• [WHAT THE TASK REQUIRES]:
Check each line of the listing below for the string "index", and give only how many lines hold it.

• [AVAILABLE DATA]:
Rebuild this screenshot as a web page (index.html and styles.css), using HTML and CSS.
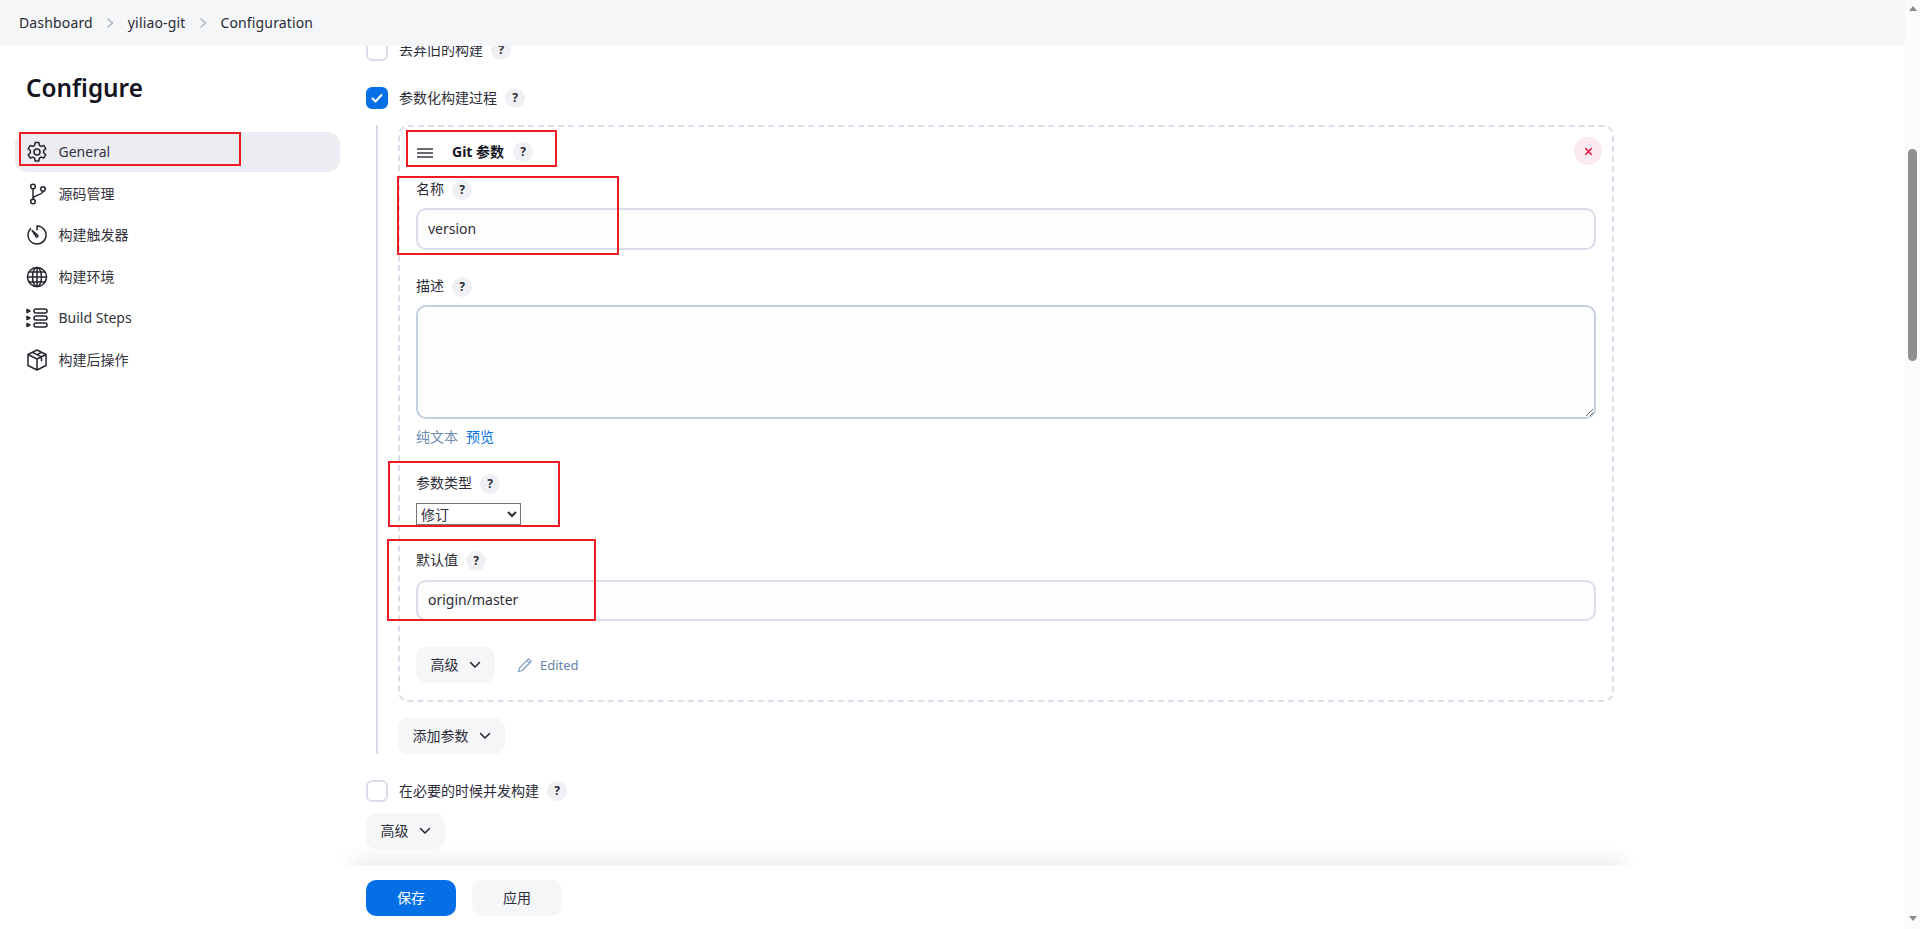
FILE: index.html
```html
<!DOCTYPE html>
<html lang="zh-CN">
<head>
<meta charset="utf-8">
<title>yiliao-git Configuration</title>
<link rel="stylesheet" href="styles.css">
</head>
<body>
<div class="page">
  <header class="crumbs">
    <a class="crumb">Dashboard</a>
    <svg class="sep" viewBox="0 0 8 12"><path d="M1.500 1.500 6.500 6l-5 4.500"/></svg>
    <a class="crumb">yiliao-git</a>
    <svg class="sep" viewBox="0 0 8 12"><path d="M1.500 1.500 6.500 6l-5 4.500"/></svg>
    <a class="crumb">Configuration</a>
  </header>

  <div class="body-row">
    <aside class="side">
      <h1 class="title">Configure</h1>
      <nav class="nav">
        <a class="nav-item active">
          <svg class="ico" viewBox="0 0 24 24"><path d="M13.900 2.600h-3.800l-.6 2.900c-.6.200-1.100.500-1.600.900l-2.800-.9-1.900 3.300 2.200 2c-.1.600-.1 1.300 0 1.900l-2.200 2 1.900 3.300 2.800-.9c.500.400 1 .700 1.600.900l.6 2.900h3.800l.6-2.900c.6-.2 1.100-.5 1.600-.9l2.800.9 1.900-3.300-2.200-2c.1-.6.1-1.300 0-1.900l2.200-2-1.900-3.300-2.800.9c-.5-.4-1-.7-1.600-.9z"/><circle cx="12" cy="12" r="3"/></svg>
          <span>General</span>
        </a>
        <a class="nav-item">
          <svg class="ico" viewBox="0 0 24 24"><circle cx="8" cy="4.500" r="2.300"/><circle cx="8" cy="19.500" r="2.300"/><circle cx="18" cy="7" r="2.300"/><path d="M8 6.800v10.400M18 9.300c0 4-10 3.200-10 8"/></svg>
          <span>源码管理</span>
        </a>
        <a class="nav-item">
          <svg class="ico" viewBox="0 0 24 24"><path d="M12 3a9 9 0 1 1-6.400 2.700M12 3v3.800M7.200 7.500l5.500 4.900a1 1 0 0 1-1.400 1.400z"/></svg>
          <span>构建触发器</span>
        </a>
        <a class="nav-item">
          <svg class="ico" viewBox="0 0 24 24"><circle cx="12" cy="12" r="9.500"/><ellipse cx="12" cy="12" rx="4.500" ry="9.500"/><path d="M12 2.500v19M2.500 12h19M4 7h16M4 17h16"/></svg>
          <span>构建环境</span>
        </a>
        <a class="nav-item">
          <svg class="ico" viewBox="0 0 24 24"><rect x="9" y="3" width="13" height="4" rx="2"/><rect x="9" y="10" width="13" height="4" rx="2"/><rect x="9" y="17" width="13" height="4" rx="2"/><path d="M2 3.500 5 5 2 6.500zM2 10.500 5 12 2 13.500zM2 17.500 5 19 2 20.500z"/></svg>
          <span>Build Steps</span>
        </a>
        <a class="nav-item">
          <svg class="ico" viewBox="0 0 24 24"><path d="M12 2 3 6.500v11L12 22l9-4.500v-11zM3 6.500 12 11l9-4.500M12 11v11M7.500 4.300l9 4.500v4M16.500 4.300l-4.500 2.300"/></svg>
          <span>构建后操作</span>
        </a>
      </nav>
    </aside>

    <main class="main">
      <label class="check-row">
        <span class="box"></span><span class="check-label">丢弃旧的构建</span><span class="help">?</span>
      </label>
      <label class="check-row param-row">
        <span class="box on"><svg viewBox="0 0 22 22"><path d="M6.500 11.500 9.500 14.500 15.500 8"/></svg></span><span class="check-label">参数化构建过程</span><span class="help">?</span>
      </label>

      <section class="nested">
        <div class="card">
          <div class="card-head">
            <svg class="grip" viewBox="0 0 16 10"><path d="M0 1h16M0 5h16M0 9h16"/></svg>
            <strong class="card-title">Git 参数</strong><span class="help">?</span>
            <button class="close" type="button"><svg viewBox="0 0 10 10"><path d="M1.500 1.500l7 7M8.500 1.500l-7 7"/></svg></button>
          </div>

          <div class="field-label first"><span class="label-text">名称</span><span class="help">?</span></div>
          <input class="text-input gap8" type="text" value="version">

          <div class="field-label"><span class="label-text">描述</span><span class="help">?</span></div>
          <textarea class="text-area gap8"></textarea>
          <div class="hint"><a class="plain">纯文本</a><a class="preview">预览</a></div>

          <div class="field-label"><span class="label-text">参数类型</span><span class="help">?</span></div>
          <select class="native gap9"><option>修订</option></select>

          <div class="field-label tight"><span class="label-text">默认值</span><span class="help">?</span></div>
          <input class="text-input short gap9" type="text" value="origin/master">

          <div class="adv-row">
            <button class="btn" type="button">高级<svg class="chev" viewBox="0 0 12 8"><path d="M1.500 1.500 6 6l4.500-4.500"/></svg></button>
            <svg class="pencil" viewBox="0 0 16 16"><path d="M11.500 1.800 14.200 4.500 5.200 13.500 1.500 14.500 2.500 10.800zM9.800 3.500l2.700 2.700"/></svg>
            <span class="edited">Edited</span>
          </div>
        </div>
        <button class="btn add" type="button">添加参数<svg class="chev" viewBox="0 0 12 8"><path d="M1.500 1.500 6 6l4.500-4.500"/></svg></button>
      </section>

      <label class="check-row concurrent">
        <span class="box"></span><span class="check-label">在必要的时候并发构建</span><span class="help">?</span>
      </label>
      <button class="btn adv-main" type="button">高级<svg class="chev" viewBox="0 0 12 8"><path d="M1.500 1.500 6 6l4.500-4.500"/></svg></button>
    </main>
  </div>

  <footer class="bar">
    <div class="bar-shade"></div>
    <button class="btn-save" type="button">保存</button>
    <button class="btn-apply" type="button">应用</button>
  </footer>

  <div class="mark mark-general"></div>
  <div class="mark mark-git"></div>
  <div class="mark mark-name"></div>
  <div class="mark mark-type"></div>
  <div class="mark mark-default"></div>
</div>

<div class="scrollbar">
  <span class="arrow up"></span>
  <div class="track"><div class="thumb"></div></div>
  <span class="arrow down"></span>
</div>
</body>
</html>
```

FILE: styles.css
```css
* { box-sizing: border-box; }
html, body { margin: 0; height: 929px; overflow: hidden; }
body {
  display: flex;
  background: #fff;
  color: #14141f;
  font-family: "Noto Sans", "Noto Sans CJK SC", sans-serif;
  font-size: 14px;
  line-height: 20px;
}
.page { position: relative; flex: 1; min-width: 0; display: flex; flex-direction: column; height: 929px; overflow: hidden; }

/* breadcrumb */
.crumbs {
  position: relative;
  z-index: 2;
  flex: none;
  height: 46px;
  display: flex;
  align-items: center;
  padding: 0 0 1px 19px;
  background: #f5f6f8;
  color: #2a2a35;
  letter-spacing: .15px;
}
.crumb { display: block; }
.sep { width: 8px; height: 12px; margin: 0 13.500px 0 13.500px; fill: none; stroke: #a3b1c6; stroke-width: 1.300; }

.body-row { display: flex; flex: 1; min-height: 0; }

/* sidebar */
.side { flex: none; width: 366px; padding: 0 26px 0 15px; }
.title {
  margin: 25px 0 27px 11px;
  font-size: 24.300px;
  line-height: 34px;
  font-weight: 600;
  color: #14141f;
}
.nav { display: flex; flex-direction: column; gap: 1.600px; }
.nav-item {
  height: 40px;
  display: flex;
  align-items: center;
  gap: 9.500px;
  padding-left: 10px;
  border-radius: 12px;
  color: #33333d;
}
.nav-item.active { background: #ecedf3; }
.ico { flex: none; width: 24px; height: 24px; fill: none; stroke: #24242e; stroke-width: 1.500; stroke-linejoin: round; stroke-linecap: round; }

/* main column */
.main { flex: none; width: 1248px; margin-top: -7px; }
.check-row { display: flex; align-items: center; height: 22px; }
.box {
  flex: none;
  width: 22px;
  height: 22px;
  margin-right: 11px;
  border: 2px solid #d8dee9;
  border-radius: 6px;
  background: #fff;
}
.box.on { background: #0570e6; border-color: #0570e6; position: relative; }
.box.on svg { display: block; width: 22px; height: 22px; margin: -2px; fill: none; stroke: #fff; stroke-width: 2; stroke-linecap: round; stroke-linejoin: round; }
.check-label { color: #2d2d38; }
.help {
  flex: none;
  display: inline-block;
  width: 20px;
  height: 20px;
  margin-left: 8px;
  border-radius: 50%;
  background: #eef0f4;
  color: #2a2a35;
  font-size: 12px;
  font-weight: 700;
  line-height: 20px;
  text-align: center;
}
.param-row { margin-top: 26px; }

.nested {
  margin: 16px 0 0 10px;
  padding-left: 20px;
  border-left: 2px solid #d5dbe7;
}
.card {
  width: 1216px;
  height: 577px;
  padding: 0 16px 0 16px;
  border: 2px dashed #d8deea;
  border-radius: 10px;
}
.card-head { position: relative; display: flex; align-items: center; height: 50px; }
.grip { width: 16px; height: 10px; margin: 1px 19px 0 1px; fill: none; stroke: #3a3a45; stroke-width: 1.600; }
.card-title { font-weight: 700; }
.card-head .help { margin-left: 9px; }
.close {
  position: absolute;
  top: 10px;
  right: -6px;
  width: 28px;
  height: 28px;
  padding: 0;
  display: flex;
  align-items: center;
  justify-content: center;
  border: 0;
  border-radius: 50%;
  background: #fbebee;
}
.close svg { width: 9px; height: 9px; fill: none; stroke: #e6003c; stroke-width: 1.500; }

.field-label { display: flex; align-items: center; height: 20px; margin-top: 27px; color: #2d2d38; }
.label-text { margin-bottom: 2px; }
.field-label.first { margin-top: 3px; }
.field-label.tight { margin-top: 26px; }
.gap8 { margin-top: 8px; }
.gap9 { margin-top: 9px; }
.text-input, .text-area {
  display: block;
  width: 100%;
  border: 2px solid #d8deea;
  border-radius: 10px;
  background: #fdfdfe;
  color: #2d2d38;
  font: inherit;
  outline: 0;
}
.text-input { height: 42px; padding: 0 10px 2px; }
.text-input.short { height: 41px; }
.text-area { height: 114px; border-color: #c3cede; }
.hint { display: flex; gap: 8px; height: 20px; margin-top: 8px; }
.plain { color: #6d8cb0; }
.preview { color: #0570e6; }
.native {
  display: block;
  width: 105px;
  height: 22px;
  padding: 0 0 2px;
  background: #fff;
  color: #2d2d38;
  font: inherit;
  line-height: 20px;
}

.btn {
  display: inline-flex;
  align-items: center;
  justify-content: center;
  height: 36px;
  padding: 0;
  border: 0;
  border-radius: 10px;
  background: #f5f6f8;
  color: #2d2d38;
  font: inherit;
}
.chev { width: 12px; height: 8px; margin-left: 10px; fill: none; stroke: #22222c; stroke-width: 1.500; stroke-linecap: round; stroke-linejoin: round; }
.adv-row { display: flex; align-items: center; margin-top: 26px; }
.adv-row .btn { width: 79px; }
.pencil { width: 16px; height: 16px; margin-left: 22px; fill: none; stroke: #7f9cc0; stroke-width: 1.200; stroke-linejoin: round; }
.edited { margin-left: 7px; color: #6583ab; font-size: 13px; }
.btn.add { display: flex; width: 107px; margin-top: 16px; }
.concurrent { margin-top: 26px; }
.btn.adv-main { display: flex; width: 79px; margin-top: 11px; }

/* sticky footer */
.bar {
  position: absolute;
  left: 0;
  right: 0;
  bottom: 0;
  height: 63px;
  padding: 14px 0 0 366px;
  display: flex;
  gap: 16px;
  align-items: flex-start;
  background: #fff;
  z-index: 1;
}
.bar-shade {
  position: absolute;
  top: -21px;
  left: 340px;
  width: 1295px;
  height: 21px;
  background: linear-gradient(rgba(241, 241, 243, 0), #f1f1f3);
  -webkit-mask-image: linear-gradient(90deg, transparent, #000 26px, #000 1270px, transparent);
  mask-image: linear-gradient(90deg, transparent, #000 26px, #000 1270px, transparent);
}
.btn-save, .btn-apply {
  width: 90px;
  height: 36px;
  border: 0;
  border-radius: 10px;
  font: inherit;
}
.btn-save { background: #0570e6; color: #fff; }
.btn-apply { background: #f5f6f8; color: #2d2d38; }

/* red annotation rectangles over the screenshot */
.mark { position: absolute; z-index: 3; border: 2px solid #ed1c24; }
.mark-general { left: 19px; top: 132px; width: 222px; height: 34px; }
.mark-git { left: 406px; top: 130px; width: 151px; height: 37px; }
.mark-name { left: 397px; top: 176px; width: 222px; height: 79px; }
.mark-type { left: 388px; top: 461px; width: 172px; height: 66px; }
.mark-default { left: 387px; top: 539px; width: 209px; height: 82px; }

/* scrollbar */
.scrollbar { flex: none; width: 15px; height: 929px; background: #fbfbfb; display: flex; flex-direction: column; align-items: center; }
.track { flex: 1; width: 100%; position: relative; }
.thumb { position: absolute; left: 3px; top: 133px; width: 9px; height: 212px; border-radius: 5px; background: #8f8f8f; }
.arrow { flex: none; display: block; width: 0; height: 0; border-left: 4.500px solid transparent; border-right: 4.500px solid transparent; }
.arrow.up { margin: 6px 0 5px; border-bottom: 5px solid #8a8a8a; }
.arrow.down { margin: 5px 0 8px; border-top: 5px solid #8a8a8a; }
```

• [RESULT BELOW]:
5